Одновременно с Ю. Здебскисом был осужден сельский викарий П. Бубнис, тоже за обучение детей катехизису. Он также получил 1 год лагерей общего режима. В декабре 1971 г. 1344 католика Расейнянского прихода, в котором находился костел, где служил Бубнис, обратились в Президиум Верховного Совета СССР с просьбой об его освобождении.
В январе 1972 г. 17054 католика Литвы послали меморандум Брежневу. В меморандуме перечислялись факты ущемления прав верующих и выдвигалось требование обеспечить верующим свободу совести, гарантированную советской конституцией. Авторы меморандума указывали на препятствия, чинимые сбору подписей под ним и заявляли, что если жалоба не встретит понимания, они обратятся в международные инстанции - к папе Римскому и в ООН. Это было сделано в феврале 1972 г.
Меморандум Брежневу долгое время был рекордным по числу подписей под ним. Предшествующие петиции были подписаны почти исключительно крестьянами, заступавшимися за "своего" священника. Меморандум был вселитовским - под ним стоят подписи, собранные по всей республике, - и крестьян, и горожан, но первые и в данном случае превалируют.

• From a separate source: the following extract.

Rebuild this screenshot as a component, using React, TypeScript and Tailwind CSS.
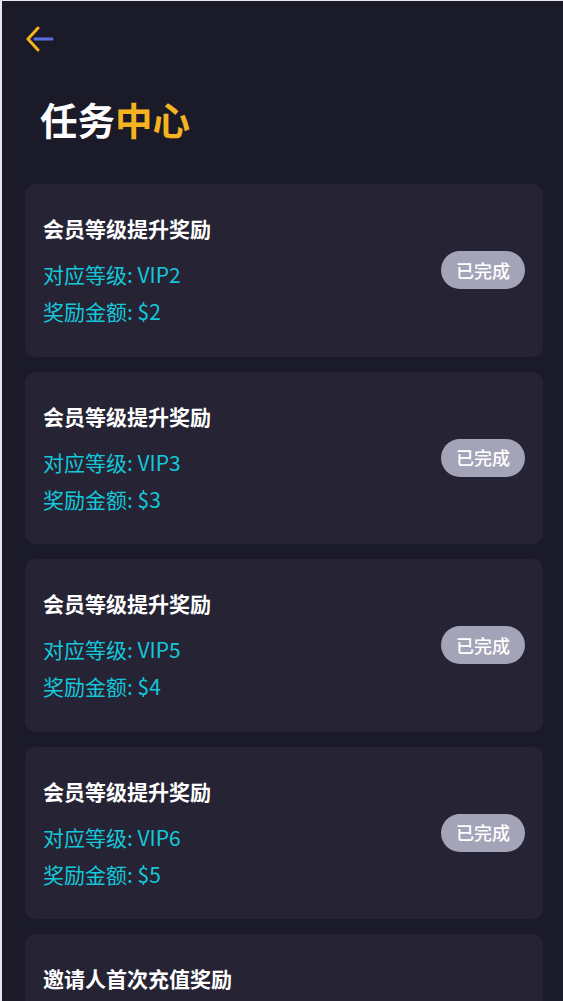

Ответы не поступили ни от папы, ни от Брежнева, ни из ООН. Возможно, поэтому долгое время не предпринимались новые попытки такого рода. Но в начале 1979 г. тому же Брежневу была направлена новая петиция с требованием вернуть верующим собор в Клайпеде, построенный на средства верующих и отобранный у них в 1961 г. Эта петиция тоже была вселитовской. Под ней собрано 148149 подписей - в 8 раз больше, чем под меморандумом 1972 г.